Given task: From the listing below, extract each entry exactly as written, minus the images.
##### Items
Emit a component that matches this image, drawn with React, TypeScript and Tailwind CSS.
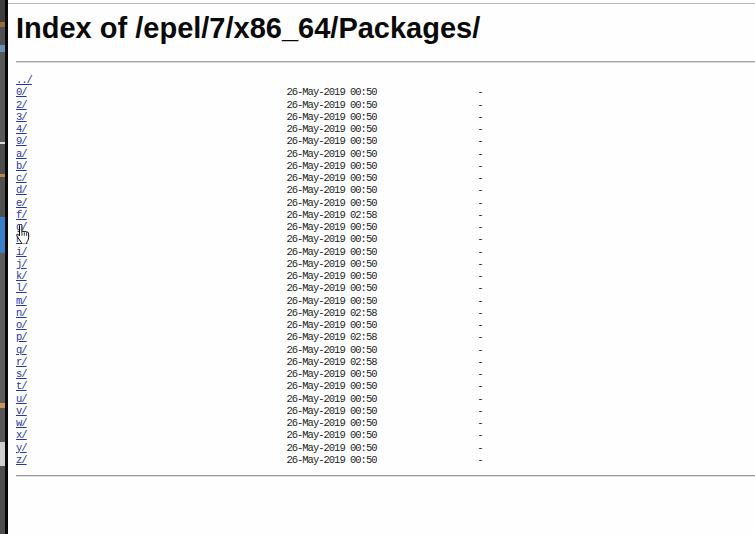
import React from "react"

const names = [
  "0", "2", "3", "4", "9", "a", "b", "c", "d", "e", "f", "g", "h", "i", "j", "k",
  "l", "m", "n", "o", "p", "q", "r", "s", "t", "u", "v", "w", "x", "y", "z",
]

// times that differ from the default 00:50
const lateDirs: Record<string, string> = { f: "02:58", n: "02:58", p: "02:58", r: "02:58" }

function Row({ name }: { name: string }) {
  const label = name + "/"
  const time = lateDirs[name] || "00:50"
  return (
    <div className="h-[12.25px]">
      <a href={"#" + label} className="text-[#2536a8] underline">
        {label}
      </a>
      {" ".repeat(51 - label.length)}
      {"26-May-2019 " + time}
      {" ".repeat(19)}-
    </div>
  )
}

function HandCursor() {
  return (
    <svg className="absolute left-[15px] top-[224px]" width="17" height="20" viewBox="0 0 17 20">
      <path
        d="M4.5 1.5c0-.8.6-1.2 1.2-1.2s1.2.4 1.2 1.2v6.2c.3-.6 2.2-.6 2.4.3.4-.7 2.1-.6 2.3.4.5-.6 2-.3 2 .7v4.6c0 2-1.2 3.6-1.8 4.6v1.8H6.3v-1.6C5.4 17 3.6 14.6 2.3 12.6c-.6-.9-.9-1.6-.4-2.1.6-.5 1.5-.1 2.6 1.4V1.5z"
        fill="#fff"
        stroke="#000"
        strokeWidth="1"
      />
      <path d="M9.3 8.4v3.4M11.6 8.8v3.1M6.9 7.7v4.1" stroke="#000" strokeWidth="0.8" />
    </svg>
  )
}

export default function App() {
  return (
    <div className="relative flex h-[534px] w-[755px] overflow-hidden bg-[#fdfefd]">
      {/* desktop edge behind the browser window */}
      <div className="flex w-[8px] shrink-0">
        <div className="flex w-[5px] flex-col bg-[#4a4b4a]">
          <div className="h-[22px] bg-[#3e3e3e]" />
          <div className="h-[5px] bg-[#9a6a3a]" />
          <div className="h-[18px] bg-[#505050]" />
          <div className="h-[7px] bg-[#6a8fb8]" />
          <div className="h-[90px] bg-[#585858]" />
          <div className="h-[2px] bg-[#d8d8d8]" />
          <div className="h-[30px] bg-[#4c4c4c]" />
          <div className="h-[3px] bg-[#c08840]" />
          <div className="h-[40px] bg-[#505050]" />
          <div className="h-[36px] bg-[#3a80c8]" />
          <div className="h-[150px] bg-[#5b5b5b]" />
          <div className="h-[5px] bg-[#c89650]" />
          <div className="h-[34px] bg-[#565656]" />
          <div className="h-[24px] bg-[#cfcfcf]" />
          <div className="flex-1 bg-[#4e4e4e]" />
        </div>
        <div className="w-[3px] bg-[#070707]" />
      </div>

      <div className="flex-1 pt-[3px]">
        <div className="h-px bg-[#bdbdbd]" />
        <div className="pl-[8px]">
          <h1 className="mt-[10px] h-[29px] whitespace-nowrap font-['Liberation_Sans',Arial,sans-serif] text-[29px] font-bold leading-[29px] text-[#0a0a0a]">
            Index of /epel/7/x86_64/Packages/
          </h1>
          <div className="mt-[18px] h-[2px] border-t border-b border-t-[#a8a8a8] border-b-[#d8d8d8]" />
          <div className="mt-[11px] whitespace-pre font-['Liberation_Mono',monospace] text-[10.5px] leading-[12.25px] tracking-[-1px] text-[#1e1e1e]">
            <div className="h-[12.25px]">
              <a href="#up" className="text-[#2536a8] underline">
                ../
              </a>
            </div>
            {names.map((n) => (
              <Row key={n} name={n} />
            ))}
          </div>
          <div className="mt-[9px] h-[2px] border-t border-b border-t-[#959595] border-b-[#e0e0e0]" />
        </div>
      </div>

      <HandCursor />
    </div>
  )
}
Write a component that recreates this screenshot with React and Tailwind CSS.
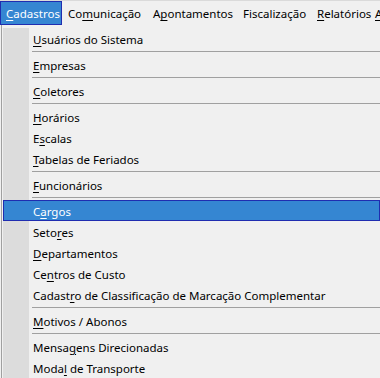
##########
Expected answer:
Emit a component that matches this image, drawn with React, TypeScript and Tailwind CSS.
import React from "react"

const names = [
  "0", "2", "3", "4", "9", "a", "b", "c", "d", "e", "f", "g", "h", "i", "j", "k",
  "l", "m", "n", "o", "p", "q", "r", "s", "t", "u", "v", "w", "x", "y", "z",
]

// times that differ from the default 00:50
const lateDirs: Record<string, string> = { f: "02:58", n: "02:58", p: "02:58", r: "02:58" }

function Row({ name }: { name: string }) {
  const label = name + "/"
  const time = lateDirs[name] || "00:50"
  return (
    <div className="h-[12.25px]">
      <a href={"#" + label} className="text-[#2536a8] underline">
        {label}
      </a>
      {" ".repeat(51 - label.length)}
      {"26-May-2019 " + time}
      {" ".repeat(19)}-
    </div>
  )
}

function HandCursor() {
  return (
    <svg className="absolute left-[15px] top-[224px]" width="17" height="20" viewBox="0 0 17 20">
      <path
        d="M4.5 1.5c0-.8.6-1.2 1.2-1.2s1.2.4 1.2 1.2v6.2c.3-.6 2.2-.6 2.4.3.4-.7 2.1-.6 2.3.4.5-.6 2-.3 2 .7v4.6c0 2-1.2 3.6-1.8 4.6v1.8H6.3v-1.6C5.4 17 3.6 14.6 2.3 12.6c-.6-.9-.9-1.6-.4-2.1.6-.5 1.5-.1 2.6 1.4V1.5z"
        fill="#fff"
        stroke="#000"
        strokeWidth="1"
      />
      <path d="M9.3 8.4v3.4M11.6 8.8v3.1M6.9 7.7v4.1" stroke="#000" strokeWidth="0.8" />
    </svg>
  )
}

export default function App() {
  return (
    <div className="relative flex h-[534px] w-[755px] overflow-hidden bg-[#fdfefd]">
      {/* desktop edge behind the browser window */}
      <div className="flex w-[8px] shrink-0">
        <div className="flex w-[5px] flex-col bg-[#4a4b4a]">
          <div className="h-[22px] bg-[#3e3e3e]" />
          <div className="h-[5px] bg-[#9a6a3a]" />
          <div className="h-[18px] bg-[#505050]" />
          <div className="h-[7px] bg-[#6a8fb8]" />
          <div className="h-[90px] bg-[#585858]" />
          <div className="h-[2px] bg-[#d8d8d8]" />
          <div className="h-[30px] bg-[#4c4c4c]" />
          <div className="h-[3px] bg-[#c08840]" />
          <div className="h-[40px] bg-[#505050]" />
          <div className="h-[36px] bg-[#3a80c8]" />
          <div className="h-[150px] bg-[#5b5b5b]" />
          <div className="h-[5px] bg-[#c89650]" />
          <div className="h-[34px] bg-[#565656]" />
          <div className="h-[24px] bg-[#cfcfcf]" />
          <div className="flex-1 bg-[#4e4e4e]" />
        </div>
        <div className="w-[3px] bg-[#070707]" />
      </div>

      <div className="flex-1 pt-[3px]">
        <div className="h-px bg-[#bdbdbd]" />
        <div className="pl-[8px]">
          <h1 className="mt-[10px] h-[29px] whitespace-nowrap font-['Liberation_Sans',Arial,sans-serif] text-[29px] font-bold leading-[29px] text-[#0a0a0a]">
            Index of /epel/7/x86_64/Packages/
          </h1>
          <div className="mt-[18px] h-[2px] border-t border-b border-t-[#a8a8a8] border-b-[#d8d8d8]" />
          <div className="mt-[11px] whitespace-pre font-['Liberation_Mono',monospace] text-[10.5px] leading-[12.25px] tracking-[-1px] text-[#1e1e1e]">
            <div className="h-[12.25px]">
              <a href="#up" className="text-[#2536a8] underline">
                ../
              </a>
            </div>
            {names.map((n) => (
              <Row key={n} name={n} />
            ))}
          </div>
          <div className="mt-[9px] h-[2px] border-t border-b border-t-[#959595] border-b-[#e0e0e0]" />
        </div>
      </div>

      <HandCursor />
    </div>
  )
}
Write a component that recreates this screenshot with React and Tailwind CSS.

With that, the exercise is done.